Massive Plastic Whale Sculptures Draw Attention to Ocean Plastic Pollution

California’s Monterey Bay Aquarium in 2018 built a life-sized blue whale art installation from discarded single-use plastic. According to Guinness World Records 2020, the whale structure is the world’s largest supported recycled plastic sculpture. (See the Bruges plastic whale below.)

Every nine minutes, 300,000 pounds of plastic—the weight of a blue whale—makes its way into the ocean. Monterey Bay Aquarium built a massive plastic whale to draw attention to the enormous and continually growing problem of ocean plastic pollution.

The whale is made mostly of single-use plastic trash: Grocery bags, milk jugs, laundry detergent containers, bubble wrapping, produce bags, etc.
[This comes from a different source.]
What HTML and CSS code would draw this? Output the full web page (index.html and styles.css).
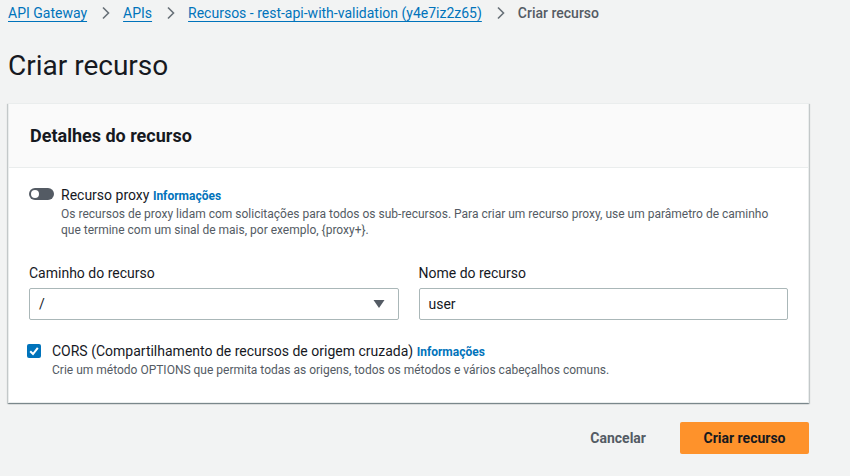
FILE: index.html
```html
<!DOCTYPE html>
<html lang="pt">
<head>
<meta charset="utf-8">
<link rel="stylesheet" href="styles.css">
</head>
<body>
<nav class="crumbs">
  <a href="#">API Gateway</a>
  <svg class="chev" viewBox="0 0 10 14"><path d="M2 1.5 L7.5 7 L2 12.5" fill="none" stroke="#687078" stroke-width="1.6"/></svg>
  <a href="#">APIs</a>
  <svg class="chev" viewBox="0 0 10 14"><path d="M2 1.5 L7.5 7 L2 12.5" fill="none" stroke="#687078" stroke-width="1.6"/></svg>
  <a href="#">Recursos - rest-api-with-validation (y4e7iz2z65)</a>
  <svg class="chev" viewBox="0 0 10 14"><path d="M2 1.5 L7.5 7 L2 12.5" fill="none" stroke="#687078" stroke-width="1.6"/></svg>
  <span class="current">Criar recurso</span>
</nav>
<h1 class="title">Criar recurso</h1>
<section class="card">
  <header class="card-head"><h2>Detalhes do recurso</h2></header>
  <div class="card-body">
    <div class="opt">
      <span class="toggle"><span class="knob"></span></span>
      <div class="opt-text">
        <div class="opt-label">Recurso proxy <a class="info" href="#">Informações</a></div>
        <p class="desc">Os recursos de proxy lidam com solicitações para todos os sub-recursos. Para criar um recurso proxy, use um parâmetro de caminho que termine com um sinal de mais, por exemplo, {proxy+}.</p>
      </div>
    </div>
    <div class="fields">
      <div class="field">
        <label class="flabel">Caminho do recurso</label>
        <div class="control select"><span>/</span>
          <svg class="caret" viewBox="0 0 12 10"><path d="M0.5 1 L11.5 1 L6 9 Z" fill="#545b64"/></svg>
        </div>
      </div>
      <div class="field">
        <label class="flabel">Nome do recurso</label>
        <div class="control"><span>user</span></div>
      </div>
    </div>
    <div class="opt cors">
      <span class="check"><svg viewBox="0 0 14 14"><path d="M3.2 7.2 L6 10 L10.8 3.8" fill="none" stroke="#fff" stroke-width="2"/></svg></span>
      <div class="opt-text">
        <div class="opt-label">CORS (Compartilhamento de recursos de origem cruzada) <a class="info" href="#">Informações</a></div>
        <p class="desc">Crie um método OPTIONS que permita todas as origens, todos os métodos e vários cabeçalhos comuns.</p>
      </div>
    </div>
  </div>
</section>
<div class="actions">
  <button class="btn-link">Cancelar</button>
  <button class="btn-primary">Criar recurso</button>
</div>
</body>
</html>
```
FILE: styles.css
```css
* { box-sizing: border-box; }
html, body { margin: 0; }
body {
  background: #f2f3f3;
  font-family: Roboto, "Noto Sans", sans-serif;
  color: #16191f;
  padding: 0 41px 0 8px;
  width: 850px;
  height: 476px;
  overflow: hidden;
}
.crumbs {
  display: flex;
  align-items: center;
  height: 26px;
  font-size: 14px;
}
.crumbs a { color: #0073bb; text-decoration: underline; text-underline-offset: 3px; }
.chev { width: 10px; height: 14px; margin: 0 12px 0 14px; }
.current { color: #545b64; font-weight: 500; }
.title {
  margin: 0;
  padding-top: 22px;
  font-size: 28px;
  font-weight: 400;
  line-height: 36px;
  height: 77px;
}
.card {
  background: #fff;
  border: 1px solid #eaeded;
  box-shadow: 0 1px 1px rgba(0,28,36,0.3), 1px 1px 1px rgba(0,28,36,0.15), -1px 1px 1px rgba(0,28,36,0.15);
  height: 300px;
}
.card-head {
  background: #fafafa;
  border-bottom: 1px solid #eaeded;
  height: 64px;
  display: flex;
  align-items: center;
  padding: 0 21px;
}
.card-head h2 { margin: 0; font-size: 18px; font-weight: 700; }
.card-body { padding: 17px 20px 0 20px; }
.opt { display: flex; align-items: flex-start; }
.toggle {
  width: 25px; height: 12px; border-radius: 6px;
  background: #545b64; margin-top: 3px; margin-right: 7px;
  position: relative; flex: none;
}
.knob {
  position: absolute; left: 2px; top: 2px; width: 8px; height: 8px;
  border-radius: 50%; background: #fff;
}
.opt-label { font-size: 14px; line-height: 20px; }
.info { color: #0073bb; font-size: 12px; font-weight: 700; text-decoration: none; }
.desc { margin: 0; font-size: 12px; line-height: 16px; color: #545b64; }
.fields {
  display: grid;
  grid-template-columns: 1fr 1fr;
  gap: 20px;
  margin-top: 24px;
}
.flabel { display: block; font-size: 14px; line-height: 22px; margin-bottom: 4px; }
.control {
  height: 32px;
  border: 1px solid #aab7b8;
  border-radius: 2px;
  display: flex;
  align-items: center;
  padding: 0 9px;
  font-size: 14px;
}
.select { justify-content: space-between; }
.caret { width: 12px; height: 10px; margin-right: 4px; }
.cors { margin-top: 21px; }
.check {
  width: 14px; height: 14px; border-radius: 2px; background: #0073bb;
  margin: 3px 11px 0 -2px; flex: none; display: flex;
}
.check svg { width: 14px; height: 14px; }
.actions {
  display: flex; justify-content: flex-end; align-items: center;
  gap: 26px; margin-top: 19px;
}
.btn-link {
  background: none; border: none; font-family: inherit;
  font-size: 14px; font-weight: 700; color: #545b64; padding: 0 8px;
}
.btn-primary {
  background: #fe922b; border: none; border-radius: 2px;
  font-family: inherit; font-size: 14px; font-weight: 700; color: #16191f;
  width: 129px; height: 32px;
}
```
Workers spent months collecting, sorting, cleaning, shredding, heating, and molding the plastic to create the whale. In contrast, the Bruges whale (image below) was created from intact plastic marine debris.

In 2016, the United States produced more plastic waste than any other nation. Without enough resources to recycle all of the plastic, the only solution is to reduce plastic consumption.

If we don’t turn the tide, the amount of plastic in the ocean is projected to double by 2025. Since 1950, we have produced 8 billion tons of plastic. 6.3 billion tons have been discarded. Of that amount, only 9% has been recycled.

A new report by Oceana, a conservation group, found that in 90 percent of reported cases, animals had swallowed plastic, and the rest were entangled in it. Necropsies often showed that animals had died from blockages or lacerations. Over all, in 82 percent of the cases, the animals died.

Scientists estimate that by 2050, over 90 percent of seabirds — including pelicans, herons and seagulls— will have accidentally eaten plastic at least once.

Bruges, Belgium wanted to address how cities from across the globe are contributing to plastic waste that washes up on our shores and endangers and kills marine life. The city commissioned this 38-foot plastic whale sculpture designed by Brooklyn-based architecture and design firm StudioKCA. It is composed from over five tons of plastic pulled from the Pacific and Atlantic oceans, which translated into 4,000 square feet of plastic waste for the 10,000-pound whale.